Wells along with Jules Verne pretty much came up with Science Fiction maybe as a logical progression from the scientific advances of the nineteenth century and and an extension of Darwins thinking of humanity as a superevolved ape and therefore admitting of the possibility that not only that were not the only inhabited planet but that there may be other worlds out there with more advanced inhabitants than us particularly given mans everpresent propensity for self-destruction.
Science Fiction has of course grown into a huge an ever expanding oeuvre over the last century but Wells stories and the ideas behind them are still up there with the best of them. His protagonists are jaundiced, flawed, human - The Time Machine, The Shape of Things to Come, War in the Air, The First Men in the Moon, The Invisible Man ideas expanded upon, build on but Wells prescient ideas nonetheless.

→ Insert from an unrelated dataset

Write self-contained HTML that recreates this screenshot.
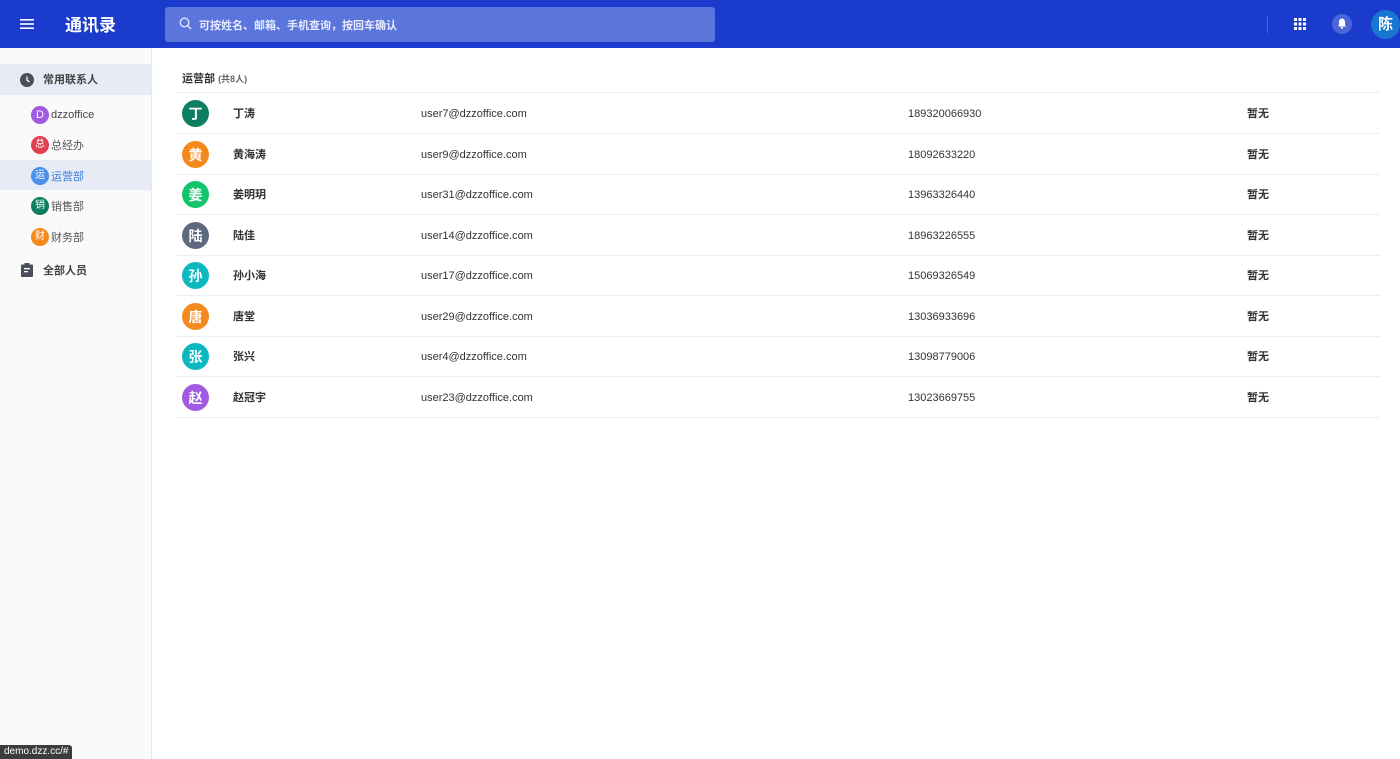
<!DOCTYPE html>
<html><head><meta charset="utf-8"><style>
*{box-sizing:border-box;margin:0;padding:0}
body{width:1400px;height:759px;overflow:hidden;font-family:"Liberation Sans","Noto Sans CJK SC",sans-serif;background:#fff;color:#333;position:relative}
.top{position:absolute;left:0;top:0;width:1400px;height:48px;background:#1a3bcc}
.side{position:absolute;left:0;top:48px;width:152px;height:711px;background:#fafafa;border-right:1px solid #e8e8e8}
.main{position:absolute;left:152px;top:48px;right:0;bottom:0}
.av{position:absolute;border-radius:50%;color:#fff;font-weight:bold;display:flex;align-items:center;justify-content:center;line-height:1}
.row{position:absolute;left:24px;width:1204px;height:41px;border-bottom:1px solid #eee;font-size:11px}
.row span{position:absolute;top:1px;line-height:40px;height:40px}
.row .av{top:7px!important}
.si{position:absolute;left:31px;height:18px;display:flex;align-items:center;font-size:11px;color:#555}
.si .d{width:18px;height:18px;border-radius:50%;color:#fff;font-size:10px;display:flex;align-items:center;justify-content:center;margin-right:2px;line-height:1}
</style></head><body>
<div class="top">
<svg style="position:absolute;left:20px;top:18px" width="14" height="12"><rect y="1" width="14" height="1.6" fill="#fff"/><rect y="5.2" width="14" height="1.6" fill="#fff"/><rect y="9.4" width="14" height="1.6" fill="#fff"/></svg>
<div style="position:absolute;left:65px;top:15px;color:#fff;font-size:17px;font-weight:bold;line-height:22px">通讯录</div>
<div style="position:absolute;left:165px;top:7px;width:550px;height:35px;background:#5a76dc;border-radius:3px">
<svg style="position:absolute;left:14px;top:10px" width="13" height="13"><circle cx="5.5" cy="5.5" r="4.3" stroke="#dfe5ff" stroke-width="1.4" fill="none"/><line x1="8.6" y1="8.6" x2="12" y2="12" stroke="#dfe5ff" stroke-width="1.5"/></svg>
<div style="position:absolute;left:34px;top:2px;line-height:35px;color:#e6ebff;font-size:11px;font-weight:bold">可按姓名、邮箱、手机查询，按回车确认</div></div>
<div style="position:absolute;left:1267px;top:16px;width:1px;height:17px;background:#4c65d6"></div>
<svg style="position:absolute;left:1294px;top:18px" width="12" height="12" fill="#fff"><rect x="0" y="0" width="3" height="3"/><rect x="4.5" y="0" width="3" height="3"/><rect x="9" y="0" width="3" height="3"/><rect x="0" y="4.5" width="3" height="3"/><rect x="4.5" y="4.5" width="3" height="3"/><rect x="9" y="4.5" width="3" height="3"/><rect x="0" y="9" width="3" height="3"/><rect x="4.5" y="9" width="3" height="3"/><rect x="9" y="9" width="3" height="3"/></svg>
<div style="position:absolute;left:1332px;top:14px;width:20px;height:20px;border-radius:50%;background:#4a66d8"></div>
<svg style="position:absolute;left:1337px;top:18px" width="10" height="11" fill="#fff"><path d="M5 0.5C2.8 0.5 2 2.5 2 4V7L1 8.5H9L8 7V4C8 2.5 7.2 0.5 5 0.5Z"/><circle cx="5" cy="9.8" r="1.1"/></svg>
<div class="av" style="left:1371px;top:10px;width:29px;height:29px;background:#1676d2;font-size:15px">陈</div>
</div>
<div class="side">
<div style="position:absolute;left:0;top:16px;width:151px;height:31px;background:#e6ebf5"></div>
<svg style="position:absolute;left:20px;top:25px" width="14" height="14"><circle cx="7" cy="7" r="7" fill="#4a4f5a"/><path d="M7 3.5V7.3L9.5 8.8" stroke="#fff" stroke-width="1.3" fill="none"/></svg>
<div style="position:absolute;left:43px;top:17px;line-height:31px;font-size:11px;font-weight:bold;color:#444">常用联系人</div>
<div style="position:absolute;left:0;top:112px;width:151px;height:30px;background:#e6ebf5"></div>
<div class="si" style="top:58px;color:#444"><div class="d" style="background:#a05be0;font-size:11px">D</div>dzzoffice</div>
<div class="si" style="top:88px"><div class="d" style="background:#e0404e">总</div>总经办</div>
<div class="si" style="top:119px;color:#3a7be0"><div class="d" style="background:#4a8fe8">运</div>运营部</div>
<div class="si" style="top:149px"><div class="d" style="background:#0e7e62">销</div>销售部</div>
<div class="si" style="top:180px"><div class="d" style="background:#f48a1e">财</div>财务部</div>
<svg style="position:absolute;left:21px;top:215px" width="12" height="14"><rect x="0" y="1.5" width="12" height="12.5" rx="1" fill="#4a4f5a"/><rect x="3.5" y="0" width="5" height="3" fill="#4a4f5a"/><rect x="3" y="5" width="6" height="1.3" fill="#fff"/><rect x="3" y="8" width="4" height="1.3" fill="#fff"/></svg>
<div style="position:absolute;left:43px;top:213px;line-height:20px;font-size:11px;font-weight:bold;color:#444">全部人员</div>
</div>
<div class="main">
<div style="position:absolute;left:30px;top:23px;line-height:16px;font-size:11px;font-weight:bold;color:#333">运营部 <span style="font-size:9px;color:#666">(共8人)</span></div>
<div style="position:absolute;left:24px;top:44px;width:1204px;height:1px;background:#eee"></div>
<div class="row" style="top:45px"><div class="av" style="left:6px;top:6px;width:27px;height:27px;background:#0e7e62;font-size:14px">丁</div><span style="left:57px;font-weight:bold">丁涛</span><span style="left:245px">user7@dzzoffice.com</span><span style="left:732px">189320066930</span><span style="left:1071px;font-weight:bold">暂无</span></div>
<div class="row" style="top:86px"><div class="av" style="left:6px;top:6px;width:27px;height:27px;background:#f48a1e;font-size:14px">黄</div><span style="left:57px;font-weight:bold">黄海涛</span><span style="left:245px">user9@dzzoffice.com</span><span style="left:732px">18092633220</span><span style="left:1071px;font-weight:bold">暂无</span></div>
<div class="row" style="top:126px"><div class="av" style="left:6px;top:6px;width:27px;height:27px;background:#14c46a;font-size:14px">姜</div><span style="left:57px;font-weight:bold">姜明玥</span><span style="left:245px">user31@dzzoffice.com</span><span style="left:732px">13963326440</span><span style="left:1071px;font-weight:bold">暂无</span></div>
<div class="row" style="top:167px"><div class="av" style="left:6px;top:6px;width:27px;height:27px;background:#5d6a7e;font-size:14px">陆</div><span style="left:57px;font-weight:bold">陆佳</span><span style="left:245px">user14@dzzoffice.com</span><span style="left:732px">18963226555</span><span style="left:1071px;font-weight:bold">暂无</span></div>
<div class="row" style="top:207px"><div class="av" style="left:6px;top:6px;width:27px;height:27px;background:#0bb8c0;font-size:14px">孙</div><span style="left:57px;font-weight:bold">孙小海</span><span style="left:245px">user17@dzzoffice.com</span><span style="left:732px">15069326549</span><span style="left:1071px;font-weight:bold">暂无</span></div>
<div class="row" style="top:248px"><div class="av" style="left:6px;top:6px;width:27px;height:27px;background:#f48a1e;font-size:14px">唐</div><span style="left:57px;font-weight:bold">唐堂</span><span style="left:245px">user29@dzzoffice.com</span><span style="left:732px">13036933696</span><span style="left:1071px;font-weight:bold">暂无</span></div>
<div class="row" style="top:288px"><div class="av" style="left:6px;top:6px;width:27px;height:27px;background:#0bb8c0;font-size:14px">张</div><span style="left:57px;font-weight:bold">张兴</span><span style="left:245px">user4@dzzoffice.com</span><span style="left:732px">13098779006</span><span style="left:1071px;font-weight:bold">暂无</span></div>
<div class="row" style="top:329px"><div class="av" style="left:6px;top:6px;width:27px;height:27px;background:#a05be0;font-size:14px">赵</div><span style="left:57px;font-weight:bold">赵冠宇</span><span style="left:245px">user23@dzzoffice.com</span><span style="left:732px">13023669755</span><span style="left:1071px;font-weight:bold">暂无</span></div>
</div>
<div style="position:absolute;left:0;top:745px;height:14px;padding:0 4px;background:#3c3c3c;color:#fff;font-size:10px;line-height:14px;border-top-right-radius:3px">demo.dzz.cc/#</div>
</body></html>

A lot of his ideas have (sometimes sadly) come true since he wrote of them - he posited the growth of air power, the atomic bomb, the growth of fascism.
He was a committed socialist advocating a single world state and promoted the idea of a world encyclopedia to be updated by the worlds prominent authorities - take that Wikipedia. He did write books of social commentary - Tono Bungay a satire about the advertising industry (1909)stands out.